The day will come. So I keep writing. I get meetings. Eventually I'll get a deal. A movie will be made. It will fail or succeed or break even. I will keep writing. A movie will get made.

And one day, either from my work or that of someone else, a film will break through that will silence every asshole who ever said women couldn't be action stars. I'm looking at you, Chloe Moretz. Oh yes, I've got plans for you.

There will always be a thousand reasons you could fail, and there will always be plenty of people ready to tell you how. They'll shout it at you from the rooftops. They'll whisper doubt in your ear in quiet corners. They'll gleefully plant the evidence in front of you, happy to "just be realistic" in your face.

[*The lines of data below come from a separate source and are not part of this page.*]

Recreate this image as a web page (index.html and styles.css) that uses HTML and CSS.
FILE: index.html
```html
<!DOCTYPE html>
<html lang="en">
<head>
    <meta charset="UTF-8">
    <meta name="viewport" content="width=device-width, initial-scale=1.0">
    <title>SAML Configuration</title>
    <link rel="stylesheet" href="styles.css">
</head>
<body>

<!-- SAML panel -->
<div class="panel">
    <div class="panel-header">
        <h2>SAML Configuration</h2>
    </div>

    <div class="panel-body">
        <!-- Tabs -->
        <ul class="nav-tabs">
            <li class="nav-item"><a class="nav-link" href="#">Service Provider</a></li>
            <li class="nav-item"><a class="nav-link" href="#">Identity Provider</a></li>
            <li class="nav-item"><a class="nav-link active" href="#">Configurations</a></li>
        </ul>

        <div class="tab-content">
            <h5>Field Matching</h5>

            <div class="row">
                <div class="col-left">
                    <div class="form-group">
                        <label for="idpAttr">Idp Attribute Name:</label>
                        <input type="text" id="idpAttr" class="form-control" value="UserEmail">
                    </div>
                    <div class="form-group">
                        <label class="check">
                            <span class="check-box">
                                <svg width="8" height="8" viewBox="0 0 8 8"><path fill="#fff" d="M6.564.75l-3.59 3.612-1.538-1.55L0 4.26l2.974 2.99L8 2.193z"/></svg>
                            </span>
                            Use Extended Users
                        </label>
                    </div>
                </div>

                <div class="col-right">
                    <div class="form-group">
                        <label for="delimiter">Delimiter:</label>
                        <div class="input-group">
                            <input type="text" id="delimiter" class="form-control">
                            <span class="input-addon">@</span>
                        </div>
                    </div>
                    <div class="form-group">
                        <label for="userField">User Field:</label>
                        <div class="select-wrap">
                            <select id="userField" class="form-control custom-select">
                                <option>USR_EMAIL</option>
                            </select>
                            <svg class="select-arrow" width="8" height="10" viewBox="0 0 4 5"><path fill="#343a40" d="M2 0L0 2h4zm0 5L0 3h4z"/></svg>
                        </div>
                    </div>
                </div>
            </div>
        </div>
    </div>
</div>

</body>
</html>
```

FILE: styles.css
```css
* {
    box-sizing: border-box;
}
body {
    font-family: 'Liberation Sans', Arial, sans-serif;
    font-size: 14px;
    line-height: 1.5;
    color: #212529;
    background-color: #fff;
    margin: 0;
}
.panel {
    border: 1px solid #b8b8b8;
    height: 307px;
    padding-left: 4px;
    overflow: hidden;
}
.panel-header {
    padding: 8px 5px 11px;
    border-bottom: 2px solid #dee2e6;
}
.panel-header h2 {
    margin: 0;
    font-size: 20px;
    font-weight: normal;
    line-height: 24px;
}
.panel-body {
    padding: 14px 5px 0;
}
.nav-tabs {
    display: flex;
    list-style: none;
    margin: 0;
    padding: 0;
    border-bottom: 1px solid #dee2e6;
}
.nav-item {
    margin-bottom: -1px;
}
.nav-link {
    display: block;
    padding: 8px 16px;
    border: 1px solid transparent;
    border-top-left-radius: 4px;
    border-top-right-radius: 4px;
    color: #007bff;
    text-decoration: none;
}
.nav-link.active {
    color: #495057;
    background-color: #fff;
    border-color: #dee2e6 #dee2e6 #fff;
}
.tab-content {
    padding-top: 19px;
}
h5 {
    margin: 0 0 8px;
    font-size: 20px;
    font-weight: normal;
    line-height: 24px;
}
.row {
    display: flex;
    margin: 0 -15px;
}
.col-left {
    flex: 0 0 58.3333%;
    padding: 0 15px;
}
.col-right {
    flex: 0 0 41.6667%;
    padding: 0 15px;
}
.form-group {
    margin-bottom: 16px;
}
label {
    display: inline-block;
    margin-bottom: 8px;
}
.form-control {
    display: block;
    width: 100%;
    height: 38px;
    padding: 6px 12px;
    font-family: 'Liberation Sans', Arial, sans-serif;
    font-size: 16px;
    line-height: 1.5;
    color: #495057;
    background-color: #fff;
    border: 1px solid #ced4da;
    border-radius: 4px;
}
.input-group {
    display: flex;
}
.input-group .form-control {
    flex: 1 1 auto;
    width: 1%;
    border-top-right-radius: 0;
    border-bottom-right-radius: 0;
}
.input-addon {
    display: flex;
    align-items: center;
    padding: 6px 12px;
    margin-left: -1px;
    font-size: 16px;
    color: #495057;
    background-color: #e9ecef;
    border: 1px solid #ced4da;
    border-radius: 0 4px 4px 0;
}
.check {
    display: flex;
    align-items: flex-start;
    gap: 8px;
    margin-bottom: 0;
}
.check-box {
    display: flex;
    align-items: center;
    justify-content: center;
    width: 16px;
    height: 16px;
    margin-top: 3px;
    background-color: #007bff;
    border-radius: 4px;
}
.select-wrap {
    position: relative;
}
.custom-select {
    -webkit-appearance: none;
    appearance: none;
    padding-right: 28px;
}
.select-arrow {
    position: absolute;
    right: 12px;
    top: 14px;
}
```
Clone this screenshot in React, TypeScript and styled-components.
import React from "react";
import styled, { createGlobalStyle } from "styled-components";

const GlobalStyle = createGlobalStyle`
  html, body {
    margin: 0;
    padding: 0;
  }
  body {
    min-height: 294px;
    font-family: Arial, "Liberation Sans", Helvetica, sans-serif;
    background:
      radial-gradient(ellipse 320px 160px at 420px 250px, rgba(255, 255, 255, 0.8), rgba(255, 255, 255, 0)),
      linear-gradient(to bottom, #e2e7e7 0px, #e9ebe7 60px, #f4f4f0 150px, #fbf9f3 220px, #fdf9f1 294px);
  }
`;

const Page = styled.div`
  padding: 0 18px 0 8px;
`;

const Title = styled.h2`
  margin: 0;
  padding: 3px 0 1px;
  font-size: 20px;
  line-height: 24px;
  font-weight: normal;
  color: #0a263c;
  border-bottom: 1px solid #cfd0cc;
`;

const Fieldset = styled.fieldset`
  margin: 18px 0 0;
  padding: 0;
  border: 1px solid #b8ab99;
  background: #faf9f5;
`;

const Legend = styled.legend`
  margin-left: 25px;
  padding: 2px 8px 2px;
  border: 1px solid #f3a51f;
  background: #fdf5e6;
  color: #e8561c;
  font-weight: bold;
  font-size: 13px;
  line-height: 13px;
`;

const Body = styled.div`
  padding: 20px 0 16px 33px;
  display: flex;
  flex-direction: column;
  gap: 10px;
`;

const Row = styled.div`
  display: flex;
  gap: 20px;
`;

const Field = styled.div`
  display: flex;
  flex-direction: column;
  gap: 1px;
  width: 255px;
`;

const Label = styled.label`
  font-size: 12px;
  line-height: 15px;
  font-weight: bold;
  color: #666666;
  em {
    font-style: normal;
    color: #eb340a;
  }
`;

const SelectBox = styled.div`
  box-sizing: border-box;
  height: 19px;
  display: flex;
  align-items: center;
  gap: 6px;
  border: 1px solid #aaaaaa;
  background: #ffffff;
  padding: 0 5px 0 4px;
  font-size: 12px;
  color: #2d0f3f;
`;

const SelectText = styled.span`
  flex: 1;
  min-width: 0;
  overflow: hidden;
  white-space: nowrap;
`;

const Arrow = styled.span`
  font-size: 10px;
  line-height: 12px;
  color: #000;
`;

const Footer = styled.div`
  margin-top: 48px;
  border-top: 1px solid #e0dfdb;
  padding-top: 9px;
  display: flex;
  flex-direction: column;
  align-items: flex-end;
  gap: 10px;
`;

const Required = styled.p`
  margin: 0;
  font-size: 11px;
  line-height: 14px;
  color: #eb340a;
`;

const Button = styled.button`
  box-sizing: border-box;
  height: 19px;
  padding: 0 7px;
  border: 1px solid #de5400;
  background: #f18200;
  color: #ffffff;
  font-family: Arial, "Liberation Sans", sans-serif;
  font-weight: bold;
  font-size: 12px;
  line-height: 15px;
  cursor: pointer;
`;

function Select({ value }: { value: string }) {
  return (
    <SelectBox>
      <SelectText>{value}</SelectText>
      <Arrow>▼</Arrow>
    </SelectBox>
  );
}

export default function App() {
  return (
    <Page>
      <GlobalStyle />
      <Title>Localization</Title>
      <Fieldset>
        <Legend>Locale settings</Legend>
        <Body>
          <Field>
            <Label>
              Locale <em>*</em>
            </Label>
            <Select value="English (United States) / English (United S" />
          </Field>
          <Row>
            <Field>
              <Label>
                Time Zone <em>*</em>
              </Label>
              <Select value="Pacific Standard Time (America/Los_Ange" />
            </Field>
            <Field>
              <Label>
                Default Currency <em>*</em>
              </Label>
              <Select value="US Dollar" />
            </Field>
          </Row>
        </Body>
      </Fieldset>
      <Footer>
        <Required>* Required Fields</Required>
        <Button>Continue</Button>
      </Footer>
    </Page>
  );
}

You can listen to them and doubt everything. You can quit, or you can change your ways, or you can analyze your odds or you can figure out how to game the system.

Or you can nod and smile and get back to work. Write your best screenplay. Be the one who proves everybody wrong.

Don't get me wrong, I write scripts with male leads too. The majority of action scripts are written with men in the lead; I'd be doing myself a disservice to stick to one gender, and I am certainly capable of writing great parts for men. But I still write the movie I want to see - the type of film that will take advantage of the Gina Caranos of the world.

Breaking into the movie industry is tough. People come out here every year armed with a script or two, convinced that all they need is a year to become Diablo Cody, and that's just not how it works. Most likely, it will take a lot of work and a lot of time.

So accept that. It will be tough. It will take years. It will take several scripts. You will have a few false starts. Once you just accept that as part of the cost, it's not that big a deal. If you expect it to be immediate, you're going to spend a lot of time languishing in disappointment.

So once you know what you're in for, push that aside and write. Just fucking write. Write what you want to see, write the best material you possibly can.

I never listen to the odds. I tune them out, put on my writing playlist and get back to work imagining how Emma Stone is going to kick ass in my next script.

Because there is only one thing stronger than the odds - hard fucking work.